Ulrich: Krieg ist das gleiche wie anderer Zustand; aber (lebensfähig) gemischt mit dem Bösen. Wie lautet die Notiz (als Ausgang verwendbar): Du gehst durch dieses Volk …
Vielleicht an Stelle der gestrichenen Eifersuchtskapitel: Mobilmachungs-Zeit. Agathe hat trotzdem einen Tischler rufen lassen. Er mag etwas unter dreißig sein, ist groß und eigentlich wie ein Schlosser gebaut, das heißt, schlank, mit breiten Schultern, trocken; lange, wohlgeformte Hände von großer Kraft und sehnige Gelenke.
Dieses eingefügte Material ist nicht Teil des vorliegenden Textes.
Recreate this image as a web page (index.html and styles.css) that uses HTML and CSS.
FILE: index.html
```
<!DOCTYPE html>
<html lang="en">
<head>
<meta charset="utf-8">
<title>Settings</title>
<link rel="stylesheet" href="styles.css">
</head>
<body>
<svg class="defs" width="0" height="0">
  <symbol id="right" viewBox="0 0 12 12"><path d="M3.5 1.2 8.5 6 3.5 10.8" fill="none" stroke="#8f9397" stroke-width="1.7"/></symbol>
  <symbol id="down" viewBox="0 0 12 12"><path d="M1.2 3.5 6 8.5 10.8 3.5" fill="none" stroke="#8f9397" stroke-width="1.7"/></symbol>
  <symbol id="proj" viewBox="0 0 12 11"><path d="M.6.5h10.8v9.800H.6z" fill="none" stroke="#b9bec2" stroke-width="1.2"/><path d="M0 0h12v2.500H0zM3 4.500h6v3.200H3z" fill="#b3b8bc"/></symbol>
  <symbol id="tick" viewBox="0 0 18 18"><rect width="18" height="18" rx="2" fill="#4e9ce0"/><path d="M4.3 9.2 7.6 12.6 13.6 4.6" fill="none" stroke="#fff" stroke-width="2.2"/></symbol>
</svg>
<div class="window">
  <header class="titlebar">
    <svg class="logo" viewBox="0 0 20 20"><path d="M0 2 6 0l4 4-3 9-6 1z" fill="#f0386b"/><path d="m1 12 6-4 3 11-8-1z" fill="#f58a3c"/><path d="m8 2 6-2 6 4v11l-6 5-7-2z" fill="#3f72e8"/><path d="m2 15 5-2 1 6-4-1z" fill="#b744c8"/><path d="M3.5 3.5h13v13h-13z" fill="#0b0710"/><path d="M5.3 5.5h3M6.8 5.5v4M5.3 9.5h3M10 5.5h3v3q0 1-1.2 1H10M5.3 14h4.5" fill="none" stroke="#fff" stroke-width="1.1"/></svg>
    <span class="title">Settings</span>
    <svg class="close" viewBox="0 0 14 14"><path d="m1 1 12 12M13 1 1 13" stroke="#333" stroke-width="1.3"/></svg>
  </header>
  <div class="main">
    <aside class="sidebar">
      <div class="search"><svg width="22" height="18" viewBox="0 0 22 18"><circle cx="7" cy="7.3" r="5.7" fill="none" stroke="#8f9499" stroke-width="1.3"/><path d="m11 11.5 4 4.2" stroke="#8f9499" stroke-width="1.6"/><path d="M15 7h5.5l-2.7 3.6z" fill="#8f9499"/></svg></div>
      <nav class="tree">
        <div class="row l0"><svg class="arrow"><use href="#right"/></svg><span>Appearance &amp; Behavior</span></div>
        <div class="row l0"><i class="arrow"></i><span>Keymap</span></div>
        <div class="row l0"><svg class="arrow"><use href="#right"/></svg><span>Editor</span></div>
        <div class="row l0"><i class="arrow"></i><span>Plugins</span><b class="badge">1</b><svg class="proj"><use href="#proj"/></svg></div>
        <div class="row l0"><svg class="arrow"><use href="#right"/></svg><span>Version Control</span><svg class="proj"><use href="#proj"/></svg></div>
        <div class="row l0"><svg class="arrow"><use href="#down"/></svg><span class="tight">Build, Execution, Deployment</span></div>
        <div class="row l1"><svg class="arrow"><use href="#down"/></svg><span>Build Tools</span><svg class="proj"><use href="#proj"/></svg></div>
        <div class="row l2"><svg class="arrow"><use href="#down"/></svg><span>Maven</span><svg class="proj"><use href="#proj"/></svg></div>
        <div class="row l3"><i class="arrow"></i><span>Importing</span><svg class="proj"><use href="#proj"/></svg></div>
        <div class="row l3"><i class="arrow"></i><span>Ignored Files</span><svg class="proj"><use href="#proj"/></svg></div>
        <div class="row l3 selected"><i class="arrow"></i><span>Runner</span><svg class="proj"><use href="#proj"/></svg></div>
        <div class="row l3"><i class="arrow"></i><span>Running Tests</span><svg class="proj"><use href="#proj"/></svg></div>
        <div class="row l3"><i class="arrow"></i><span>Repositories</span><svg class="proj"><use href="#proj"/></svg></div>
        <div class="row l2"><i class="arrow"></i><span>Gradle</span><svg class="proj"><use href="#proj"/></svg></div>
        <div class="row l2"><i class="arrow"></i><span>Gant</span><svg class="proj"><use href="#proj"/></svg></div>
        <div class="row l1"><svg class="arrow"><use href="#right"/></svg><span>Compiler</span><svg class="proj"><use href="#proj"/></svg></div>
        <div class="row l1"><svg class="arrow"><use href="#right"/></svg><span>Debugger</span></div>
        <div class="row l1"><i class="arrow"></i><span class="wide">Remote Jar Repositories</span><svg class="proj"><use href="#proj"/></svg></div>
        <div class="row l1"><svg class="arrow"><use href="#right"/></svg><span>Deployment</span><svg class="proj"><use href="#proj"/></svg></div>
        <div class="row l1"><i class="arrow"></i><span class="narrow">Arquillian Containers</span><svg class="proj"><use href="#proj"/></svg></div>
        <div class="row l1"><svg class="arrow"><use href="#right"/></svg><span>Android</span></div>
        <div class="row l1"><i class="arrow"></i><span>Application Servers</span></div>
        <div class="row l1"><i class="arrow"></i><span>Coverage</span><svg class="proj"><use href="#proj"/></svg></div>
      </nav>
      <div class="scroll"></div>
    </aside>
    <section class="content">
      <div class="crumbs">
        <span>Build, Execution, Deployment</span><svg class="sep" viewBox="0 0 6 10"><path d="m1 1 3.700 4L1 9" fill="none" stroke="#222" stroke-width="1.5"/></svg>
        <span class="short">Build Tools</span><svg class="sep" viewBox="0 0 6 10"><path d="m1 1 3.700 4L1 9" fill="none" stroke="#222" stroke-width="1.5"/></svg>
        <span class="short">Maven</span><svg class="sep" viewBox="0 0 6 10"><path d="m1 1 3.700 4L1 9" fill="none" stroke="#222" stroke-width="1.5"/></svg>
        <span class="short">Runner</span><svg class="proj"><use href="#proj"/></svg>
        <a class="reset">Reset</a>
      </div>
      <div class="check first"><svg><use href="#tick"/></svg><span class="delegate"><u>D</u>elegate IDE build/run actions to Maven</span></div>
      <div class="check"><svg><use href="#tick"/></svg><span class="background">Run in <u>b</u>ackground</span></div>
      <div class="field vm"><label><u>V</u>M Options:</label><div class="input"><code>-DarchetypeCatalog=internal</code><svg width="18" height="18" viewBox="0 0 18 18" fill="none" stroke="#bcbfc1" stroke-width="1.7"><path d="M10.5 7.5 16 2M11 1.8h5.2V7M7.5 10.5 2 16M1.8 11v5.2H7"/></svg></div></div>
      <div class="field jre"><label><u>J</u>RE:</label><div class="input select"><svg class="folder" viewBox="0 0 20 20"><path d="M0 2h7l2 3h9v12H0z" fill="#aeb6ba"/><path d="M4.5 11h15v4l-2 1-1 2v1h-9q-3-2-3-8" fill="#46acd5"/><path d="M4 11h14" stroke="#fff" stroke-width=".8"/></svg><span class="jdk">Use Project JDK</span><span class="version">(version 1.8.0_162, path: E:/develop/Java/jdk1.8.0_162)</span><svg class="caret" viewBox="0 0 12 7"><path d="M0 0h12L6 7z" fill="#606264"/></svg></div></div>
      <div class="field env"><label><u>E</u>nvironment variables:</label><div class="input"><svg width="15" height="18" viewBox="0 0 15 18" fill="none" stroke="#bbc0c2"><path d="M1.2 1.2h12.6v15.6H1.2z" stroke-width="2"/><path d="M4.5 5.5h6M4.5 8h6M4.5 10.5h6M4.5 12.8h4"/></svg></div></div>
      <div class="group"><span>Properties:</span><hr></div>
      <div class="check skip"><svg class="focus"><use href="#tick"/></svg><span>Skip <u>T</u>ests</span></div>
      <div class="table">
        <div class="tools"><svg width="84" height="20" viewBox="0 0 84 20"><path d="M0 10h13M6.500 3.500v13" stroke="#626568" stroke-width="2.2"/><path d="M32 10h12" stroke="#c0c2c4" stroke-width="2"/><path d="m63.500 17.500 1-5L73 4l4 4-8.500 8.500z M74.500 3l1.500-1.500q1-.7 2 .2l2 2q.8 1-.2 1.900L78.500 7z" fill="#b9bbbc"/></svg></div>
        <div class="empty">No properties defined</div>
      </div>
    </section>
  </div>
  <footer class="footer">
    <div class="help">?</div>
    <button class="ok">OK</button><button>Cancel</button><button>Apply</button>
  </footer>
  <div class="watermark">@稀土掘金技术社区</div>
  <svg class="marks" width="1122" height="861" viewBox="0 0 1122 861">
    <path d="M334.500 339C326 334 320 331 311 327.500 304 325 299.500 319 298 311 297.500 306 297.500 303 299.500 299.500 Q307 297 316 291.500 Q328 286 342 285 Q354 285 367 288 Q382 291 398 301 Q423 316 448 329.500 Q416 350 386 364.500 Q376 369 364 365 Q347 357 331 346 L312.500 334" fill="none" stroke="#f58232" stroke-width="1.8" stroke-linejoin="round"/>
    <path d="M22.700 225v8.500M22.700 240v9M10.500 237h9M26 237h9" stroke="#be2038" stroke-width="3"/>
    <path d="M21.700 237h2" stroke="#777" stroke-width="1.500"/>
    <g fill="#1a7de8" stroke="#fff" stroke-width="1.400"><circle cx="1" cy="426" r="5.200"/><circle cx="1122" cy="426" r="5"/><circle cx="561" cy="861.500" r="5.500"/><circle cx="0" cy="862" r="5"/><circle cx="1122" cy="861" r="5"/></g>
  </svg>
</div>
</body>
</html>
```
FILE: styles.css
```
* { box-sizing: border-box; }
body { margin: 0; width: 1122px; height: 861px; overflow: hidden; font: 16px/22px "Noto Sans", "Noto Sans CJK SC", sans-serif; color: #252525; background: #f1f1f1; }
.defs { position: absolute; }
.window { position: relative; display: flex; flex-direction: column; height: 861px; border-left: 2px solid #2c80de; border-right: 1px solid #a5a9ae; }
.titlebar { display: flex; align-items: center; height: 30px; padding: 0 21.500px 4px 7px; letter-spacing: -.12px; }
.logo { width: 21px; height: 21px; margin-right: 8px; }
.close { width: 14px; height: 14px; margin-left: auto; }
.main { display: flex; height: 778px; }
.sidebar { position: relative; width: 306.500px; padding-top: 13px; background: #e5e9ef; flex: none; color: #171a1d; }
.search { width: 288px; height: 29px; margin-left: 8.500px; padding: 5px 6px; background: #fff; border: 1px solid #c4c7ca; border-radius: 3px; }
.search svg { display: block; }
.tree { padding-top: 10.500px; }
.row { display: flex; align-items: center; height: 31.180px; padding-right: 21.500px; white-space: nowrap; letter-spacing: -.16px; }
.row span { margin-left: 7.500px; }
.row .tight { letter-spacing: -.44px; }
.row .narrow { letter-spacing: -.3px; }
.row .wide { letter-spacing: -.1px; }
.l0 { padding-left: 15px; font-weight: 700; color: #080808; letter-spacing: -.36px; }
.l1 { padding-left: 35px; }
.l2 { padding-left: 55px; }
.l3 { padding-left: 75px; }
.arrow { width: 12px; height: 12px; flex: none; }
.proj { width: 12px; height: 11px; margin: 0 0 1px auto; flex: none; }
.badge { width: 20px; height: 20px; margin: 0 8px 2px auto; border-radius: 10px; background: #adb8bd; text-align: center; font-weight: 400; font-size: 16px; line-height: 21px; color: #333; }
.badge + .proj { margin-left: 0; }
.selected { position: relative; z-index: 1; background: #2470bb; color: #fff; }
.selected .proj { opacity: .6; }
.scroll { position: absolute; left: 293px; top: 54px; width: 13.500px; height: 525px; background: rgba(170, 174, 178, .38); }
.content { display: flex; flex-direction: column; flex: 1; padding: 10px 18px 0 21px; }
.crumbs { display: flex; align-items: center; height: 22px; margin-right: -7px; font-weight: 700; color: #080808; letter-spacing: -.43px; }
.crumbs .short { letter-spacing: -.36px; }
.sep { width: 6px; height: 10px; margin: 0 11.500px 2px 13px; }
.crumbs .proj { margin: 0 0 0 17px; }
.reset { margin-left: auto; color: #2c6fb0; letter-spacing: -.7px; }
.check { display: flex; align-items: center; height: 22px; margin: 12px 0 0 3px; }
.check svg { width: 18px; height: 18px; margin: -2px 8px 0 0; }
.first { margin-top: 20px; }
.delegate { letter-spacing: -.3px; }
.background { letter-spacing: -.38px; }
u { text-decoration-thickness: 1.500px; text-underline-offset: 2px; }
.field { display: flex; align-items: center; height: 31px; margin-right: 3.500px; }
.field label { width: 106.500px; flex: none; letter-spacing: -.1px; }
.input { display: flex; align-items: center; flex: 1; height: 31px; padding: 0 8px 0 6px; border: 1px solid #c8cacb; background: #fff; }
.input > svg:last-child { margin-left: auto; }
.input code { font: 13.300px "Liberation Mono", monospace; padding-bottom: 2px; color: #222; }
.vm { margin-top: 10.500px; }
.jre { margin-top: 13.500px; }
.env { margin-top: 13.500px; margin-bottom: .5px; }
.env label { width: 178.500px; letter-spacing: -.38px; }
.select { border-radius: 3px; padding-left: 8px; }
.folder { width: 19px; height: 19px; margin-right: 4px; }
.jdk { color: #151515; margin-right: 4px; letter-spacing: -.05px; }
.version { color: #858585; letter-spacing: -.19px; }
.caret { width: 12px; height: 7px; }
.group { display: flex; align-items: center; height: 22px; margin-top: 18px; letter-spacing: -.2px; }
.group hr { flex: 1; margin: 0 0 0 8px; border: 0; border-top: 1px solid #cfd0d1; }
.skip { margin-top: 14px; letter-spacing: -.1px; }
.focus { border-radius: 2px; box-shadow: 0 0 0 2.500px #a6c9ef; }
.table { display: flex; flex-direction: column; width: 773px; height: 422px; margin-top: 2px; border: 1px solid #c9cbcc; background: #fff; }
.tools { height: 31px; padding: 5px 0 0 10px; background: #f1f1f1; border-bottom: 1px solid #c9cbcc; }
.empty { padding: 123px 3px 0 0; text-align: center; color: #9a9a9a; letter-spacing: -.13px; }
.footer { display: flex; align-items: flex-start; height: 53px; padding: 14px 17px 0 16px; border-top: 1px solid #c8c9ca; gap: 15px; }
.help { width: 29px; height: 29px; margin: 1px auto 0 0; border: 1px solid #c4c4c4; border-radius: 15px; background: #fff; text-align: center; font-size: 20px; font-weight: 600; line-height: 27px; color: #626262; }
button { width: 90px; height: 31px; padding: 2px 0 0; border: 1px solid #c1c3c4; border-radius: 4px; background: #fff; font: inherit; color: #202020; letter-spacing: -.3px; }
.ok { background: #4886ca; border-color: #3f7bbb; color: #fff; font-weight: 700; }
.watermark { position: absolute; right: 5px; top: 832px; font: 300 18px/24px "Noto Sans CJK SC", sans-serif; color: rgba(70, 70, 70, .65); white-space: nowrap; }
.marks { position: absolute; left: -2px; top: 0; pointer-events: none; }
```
Sein Gesicht ist klug und offen, sein Haar dunkelblond und sehr natürlich. Der Overall kleidet ihn gut. Er spricht Mundart, aber ohne Derbheit.
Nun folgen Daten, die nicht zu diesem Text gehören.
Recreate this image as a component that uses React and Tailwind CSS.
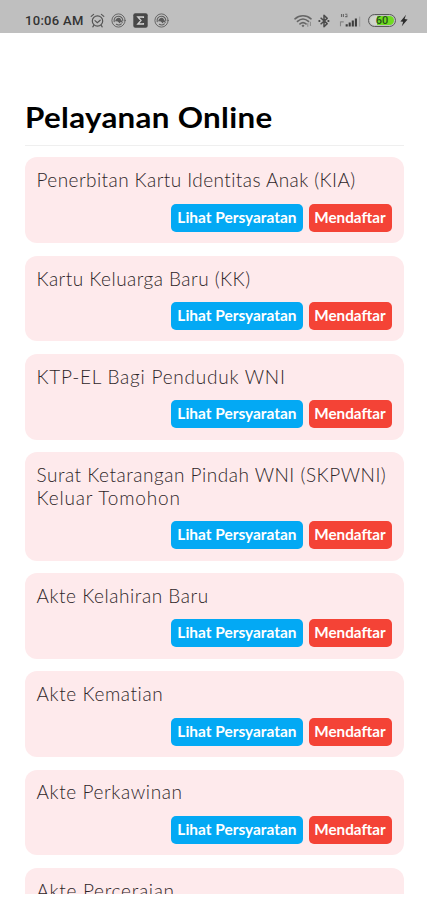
const services = [
  { lines: [{ text: 'Penerbitan Kartu Identitas Anak (KIA)', spacing: 'tracking-[0.43px]' }] },
  { lines: [{ text: 'Kartu Keluarga Baru (KK)', spacing: 'tracking-[0.47px]' }] },
  { lines: [{ text: 'KTP-EL Bagi Penduduk WNI', spacing: 'tracking-[0.77px]' }] },
  {
    lines: [
      { text: 'Surat Ketarangan Pindah WNI (SKPWNI)', spacing: 'tracking-[0.52px]' },
      { text: 'Keluar Tomohon', spacing: 'tracking-[0.83px]' },
    ],
  },
  { lines: [{ text: 'Akte Kelahiran Baru', spacing: 'tracking-[0.55px]' }] },
  { lines: [{ text: 'Akte Kematian', spacing: 'tracking-[0.6px]' }] },
  { lines: [{ text: 'Akte Perkawinan', spacing: 'tracking-[0.6px]' }] },
  { lines: [{ text: 'Akte Perceraian', spacing: 'tracking-[0.7px]' }] },
]

function AlarmIcon() {
  return (
    <svg className="w-[15px] h-[15px]" viewBox="0 0 15 15" fill="none" stroke="#555" strokeWidth="1.2" strokeLinecap="round">
      <circle cx="7.5" cy="8" r="5.2" />
      <path d="M1.2 3.4 3.6 1.4M13.8 3.4 11.4 1.4M5 7.6 7.3 9.6 10.2 7.2M3.8 12.4 2.8 13.8M11.2 12.4 12.2 13.8" />
    </svg>
  )
}

function SwirlIcon() {
  return (
    <svg className="w-[15px] h-[15px]" viewBox="0 0 15 15" fill="none" stroke="#5c5c5c" strokeLinecap="round">
      <circle cx="7.5" cy="7.5" r="6.6" strokeWidth="0.9" />
      <path d="M3.2 8.6C2.6 5.6 4.6 3.2 7.3 3.2c2.8 0 4.7 2 4.5 4.6M5.4 11.3c1.6.9 3.6.7 4.9-.4" strokeWidth="1.1" />
      <path d="M5 7.8C5.6 5.8 7 5.2 8.6 5.8L10.4 8.6 7.8 7.6 8.6 9.4" strokeWidth="1.5" fill="#5c5c5c" />
    </svg>
  )
}

function SigmaIcon() {
  return (
    <svg className="w-[15px] h-[15px]" viewBox="0 0 15 15" fill="none">
      <rect x="0.3" y="0.3" width="14.4" height="14.4" rx="2" fill="#484848" />
      <path d="M10.4 5V4H4.8L8 7.5 4.8 11h5.6v-1" stroke="#d2d2d2" strokeWidth="1.3" />
    </svg>
  )
}

function WifiIcon() {
  return (
    <svg className="w-[19px] h-[14px]" viewBox="0 0 19 14" fill="none" stroke="#666" strokeWidth="1.6" strokeLinecap="round">
      <path d="M1 4.8C5.6.8 12.4.8 17 4.8M3.5 7.4c3.4-3 7.6-3 11 0M6 9.9c2-1.8 4-1.8 6 0" />
      <path d="M9 10.4 7.5 11.7 9 13.2l1.5-1.5z" fill="#666" stroke="none" />
      <path d="M13.8 12.4v-2.8M16.4 11.6V8.2" stroke="#8a8a8a" strokeWidth="1" />
    </svg>
  )
}

function BluetoothIcon() {
  return (
    <svg className="w-[12px] h-[14px]" viewBox="0 0 12 14" fill="none" stroke="#4c4c4c" strokeWidth="1.5" strokeLinejoin="round">
      <path d="M2.6 3.8 9.2 9.6 6 12.8V1.2L9.2 4.4 2.6 10.2" />
      <path d="M1.4 5.9v2.2M10.4 5.9v2.2" strokeWidth="1.8" />
    </svg>
  )
}

function SignalIcon() {
  return (
    <svg className="w-[22px] h-[15px]" viewBox="0 0 22 15" fill="none">
      <path d="M2.5 1v3M4.4 1v3M6.2 1.2h2.2M6.2 3.6h2.2M8 2.2v1.6" stroke="#666" strokeWidth="1.1" />
      <path d="M1.5 8.6v4.6M1.5 8.9h3.2" stroke="#858585" strokeWidth="1.1" />
      <path d="M7.7 11.2v2.4M10.7 9.6v4M13.8 7.6v6M16.9 5.6v8" stroke="#3d3d3d" strokeWidth="2.1" />
      <path d="M20.6 3.6v10" stroke="#a0a0a0" strokeWidth="1.3" />
    </svg>
  )
}

function BoltIcon() {
  return (
    <svg className="w-[8px] h-[13px]" viewBox="0 0 8 12" fill="#2c2c2c">
      <path d="M6 .2.4 6.9l2.8.3-1.4 4.6L7.6 5l-3-.4z" />
    </svg>
  )
}

function StatusBar() {
  return (
    <div className="flex items-start justify-between h-[33px] bg-[#bfbfbf] pt-[13px] pl-[25px] pr-[19px]">
      <div className="flex items-center h-[15px]">
        <span className="w-[59px] font-[Roboto,sans-serif] text-[13px] leading-[15px] font-medium tracking-[0.3px] text-[#333] whitespace-nowrap">10:06 AM</span>
        <div className="flex items-center gap-[6.5px] ml-[5.5px]">
          <AlarmIcon />
          <SwirlIcon />
          <SigmaIcon />
          <SwirlIcon />
        </div>
      </div>
      <div className="flex items-center h-[15px]">
        <WifiIcon />
        <div className="flex ml-[5px]">
          <BluetoothIcon />
        </div>
        <div className="flex ml-[9px]">
          <SignalIcon />
        </div>
        <div className="flex w-[28px] h-[13px] ml-[7px] p-[1px] rounded-full border border-[#5a5a5a]">
          <div className="flex items-center justify-center w-full rounded-full bg-linear-to-r from-[#d0d5cc] from-30% to-[#6fdc20] to-30% font-[Roboto,sans-serif] text-[11px] leading-none font-medium text-[#28511b]">
            60
          </div>
        </div>
        <div className="flex ml-[4px]">
          <BoltIcon />
        </div>
      </div>
    </div>
  )
}

function ServiceCard({ lines }) {
  return (
    <div className="rounded-[12px] bg-[#feeaec] px-[12px] pt-[11.8px] pb-[11.4px]">
      <div className="text-[19px] leading-[22.6px] font-light text-[#2e2629]">
        {lines.map((line) => (
          <p key={line.text} className={`whitespace-nowrap ${line.spacing}`}>{line.text}</p>
        ))}
      </div>
      <div className="flex justify-end gap-[6px] mt-[11.9px] text-[14.5px] leading-[28px] font-bold text-white whitespace-nowrap">
        <button className="flex justify-center w-[132px] h-[28px] rounded-[5px] bg-[#03a9f4]">
          <span className="scale-x-[1.065]">Lihat Persyaratan</span>
        </button>
        <button className="flex justify-center w-[83px] h-[28px] rounded-[5px] bg-[#f44336]">
          <span className="scale-x-[1.05]">Mendaftar</span>
        </button>
      </div>
    </div>
  )
}

export default function App() {
  return (
    <div className="w-[427px] h-[900px] overflow-hidden bg-white font-[Lato,sans-serif]">
      <StatusBar />
      <main className="h-[861px] overflow-hidden pt-[66px] pl-[24.5px] pr-[23.5px]">
        <h1 className="h-[47px] border-b border-[#efefef] text-[29px] leading-[36px] font-bold text-black">
          <span className="inline-block origin-left scale-x-[1.08] tracking-[0.3px]">Pelayanan Online</span>
        </h1>
        <div className="flex flex-col gap-[12.6px] mt-[11.45px]">
          {services.map((service) => (
            <ServiceCard key={service.lines[0].text} lines={service.lines} />
          ))}
        </div>
      </main>
    </div>
  )
}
Agathe mit ihm im Nebenzimmer. Ulrich ist – in Gedanken – weggegangen. Nichts soll ihn mehr kümmern. Dann ist er aber umgekehrt und über eine Gartenterrasse wieder ins Haus und in sein Zimmer gekommen, ohne daß Agathe es bemerkte. Er lauscht ins Nebenzimmer. Es fällt ihm der Ausdruck der beiden Stimmen auf. Die des Mannes erklärt etwas: beredt, mit Ruhe und einer gewissen Überlegenheit. Ulrich versteht nicht, was, errät aber aus seinem Vorwissen und Holzgeräusch, daß es sich um einen Rollsekretär Agathes handelt. Er wird auf- und zugerollt. Der junge Meister fordert Agathes Zustimmung zu einer umfassenderen Ausbesserung als ihr recht ist, und sie macht unsichere Einwände.
Das alles weiß und versteht Ulrich. Es muß sich um ein Geheimnis der alten Rollvorrichtung drehn.
Und plötzlich löst sich das von der Wirklichkeit los. Denn genau so verliefe das Gespräch, wenn es eine Liebesunterhandlung wäre. Das Überreden, die leichte Überlegenheit, das Als-nötig-Hinstellen oder Es-ist-nichts-dabei in der Mannesstimme. Als ob es sich um eine sexuelle Improvisation handelte. Und dann die geliebte Stimme! Widerstrebend, eingeschüchtert, unsicher. Sie möchte und will nicht. Sie gibt nach und hält sich noch da und dort fest. Sie sagt halblaut »Ja« … »Ja« … »Aber … «. Sie weiß schon längst, daß sie nachgeben wird. Wie Ulrich diese zurückhaltende, tapfere Stimme liebt und die Frau, die alles wie das Dunkel fürchtet, und doch alles tut! Er brächte es nicht über sich, mit einer Waffe hineinzustürzen und Rache zu nehmen oder auch nur Rechenschaft zu fordern.
Dann kommt sogar eine Art Seufzer des Nachgebens über Agathes Lippen, und es läßt sich das Knacken von Holz täuschend hören.
Und trotz dieses durchträumten Sich-für-Agathe-Freuens geht Ulrich in den Krieg. Aber durchaus nicht mit Überzeugung.